Darrin and I were discussing our sweet Tabitha one day, and we both came to the startling realization that all her annoying habits are the same ones that drive us nuts in our mothers. We looked at each other in dismay. She is a conglomerate of all that is dizzyingly confusing and frustrating in the matriarchs of our former lives--the ones we left so we could cleave unto each other and none else. We thought we had escaped, only to be joined by an incarnation of all that antagonized us in our youth. What kind of sick joke is God playing on us???? We're good people...surely we don't deserve this.

DJ often asks me if I'm still planning to sell Tabitha. I reply that I'm sorely tempted at times. We laugh. We get over our snit at her assinine behavior. Then, when I'm tired, when I least expect it, I find that Tabitha has folded all the laudry, or made dinner by herself. I find her cuddled next to me as I read a book. I find her helping me make dinner, or planting flowers with me. I watch her make lunch for the brother who's running late as he gets ready for school. She takes out the trash and vacuums my living room. She shops with me without asking for anything for herself. She says a special prayer for mom when I struggle to eat, for DJ when he has a bad day at school, for Adam when they've beat each other to a pulp over a lego...

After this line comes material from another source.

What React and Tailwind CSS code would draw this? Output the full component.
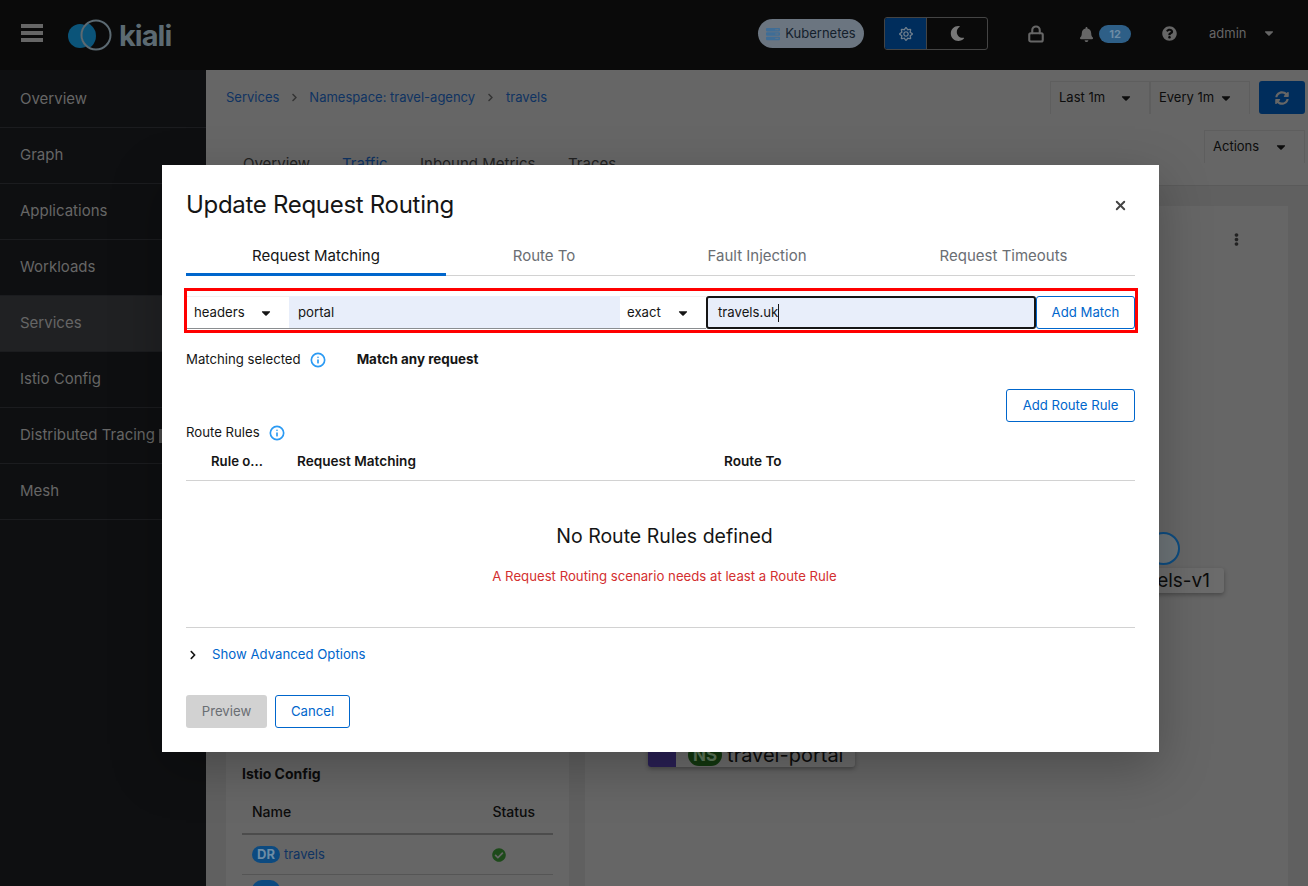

I suppose my Mom-daughter isn't for sale after all. And I made it through my first life with my mom--I can make it through my second life with Tabitha. "And if thou shouldst have a daughter like unto thy mother, or like unto Darrin's mother, and the sentence of frustration passed upon thee; if thou be cast into the depths of her bedroom; if her constant prattle conspire against thee; if fierce singing becomes thine enemy; if her mood gathers blackness, and all her emotions combine to hedge up the way; and above all, if the very jaws of Tabitha shall gape open, the mouth wide after thee, know thou, my Samantha, that all these things shall give thee experience, and shall be for thy good."